Ceci faisait partie du guide du salon du livre de Québec, en 2001. Pas une heure idéale pour une entrevue, mais comme ces gens en accordent rarement aux 'auteurs inconnus', je n'ai pas chialé.
Avant mon moment, je me suis rendu écouter le type me précédant. Il semblait confus, avait du mal à répondre aux questions de ce journaliste Laurent Laplante, septuagénaire un peu froid. Un véritable intellectuel, actif depuis des décennies et, à ce moment, travaillant pour la revue littéraire Nuit Blanche. J'ai alors pensé que ce ne serait pas facile, sentiment qui n'a fait que s'accroître quand je me suis présenté à l'homme avec mes quatre romans entre les mains. Laurent Laplante a alors dit, tel un prof sévère : "Monsieur Bergeron, je ne parle que de Contes d'asphalte." Gasp!

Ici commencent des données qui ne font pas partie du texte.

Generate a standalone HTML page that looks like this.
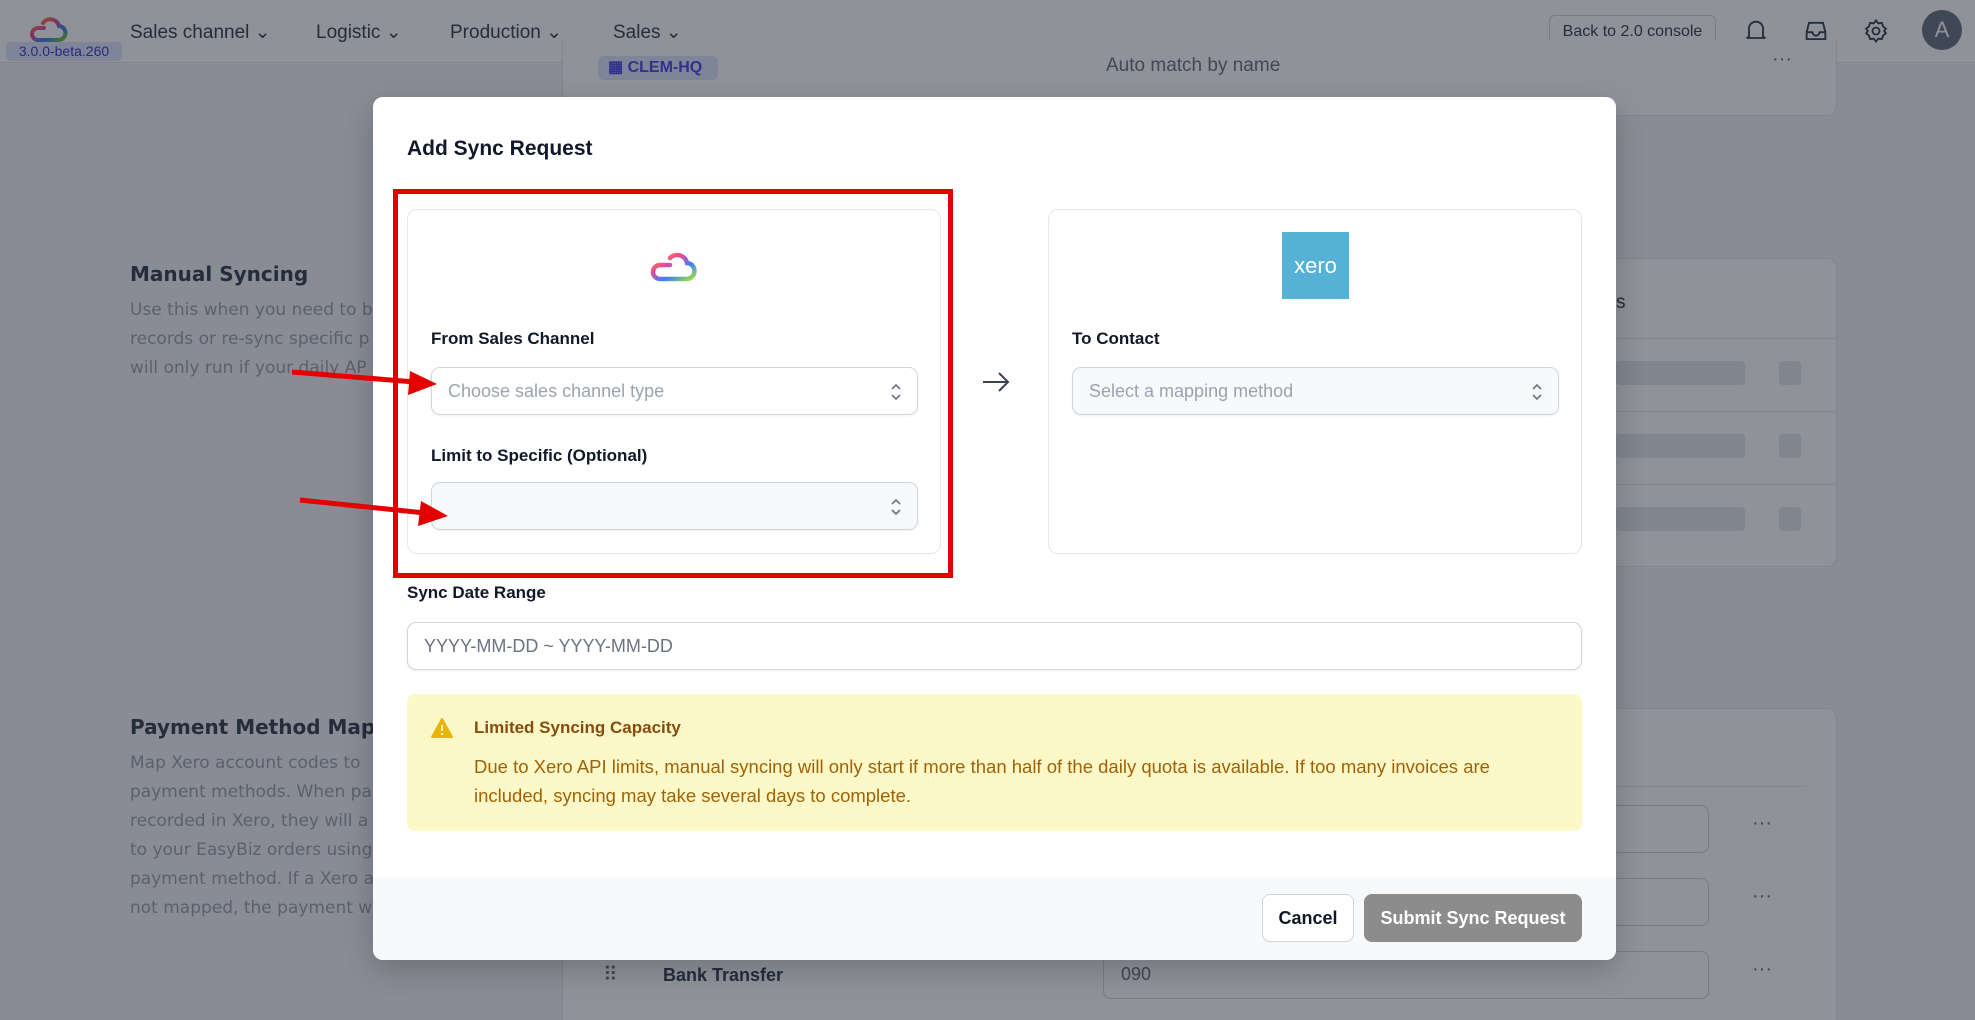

Sa première question : "Monsieur Bergeron, pourquoi, dans votre roman, seul un commissaire d'école s'exprime de mauvaise façon?" Je lui ai répondu illico : "Au cours des années 1940, et même auparavant, les commissaires d'école étaient des commerçants parvenus ayant ce poste pour le simple prestige. La plupart avaient peu d'instruction et se fichaient du sort des enfants dans les écoles."
Il a aimé mon intervention, et surtout que je répondais sans hésitation à chacune de ses interrogations. Une heure plus tard, je le vois approcher de mon stand, me tendre la main, me féliciter, m'assurer que c'était la meilleure entrevue depuis que le salon avait fait appel à ses services.
Il allait critiquer favorablement Contes d'asphalte et trois années plus tard, Laurent Laplante écrira un article de cinq pages sur la série Tremblay.
Je n'ai jamais oublié ces moments, la bonté de cet homme, décédé depuis peu.
***
J'adorais ces entrevues publiques dans le cadre des salons du livre, mais je n'ai pas connu cet honneur trop souvent. Ayant travaillé cinq années pour une station de radio, j'étais familier avec la méthode et à m'exprimer en public, ayant beaucoup appris des 'trucs du métier' des animateurs.
Une anecdote de cet acabit. Au salon de l'Abitibi-Témiscamingue, une radio locale m'avait approché pour une courte entrevue. L'animatrice m'a répété deux fois que nous n'aurions qu'une minute. Oui, oui, fis-je... En enlevant son intervention, il me restait quarante secondes. J'ai eu le temps de présenter mon livre, de le résumer et de nommer mes autres publications et de dire comme j'aimais le salon de leur région.
L'animatrice a semblé estomaquée. J'ai haussé les épaules et lui ai révélé que j'avais passé une année à écrire des commerciaux de 30 secondes pour une station de radio et de voir les animateurs lire ces textes en 28 secondes, sans jamais se tromper.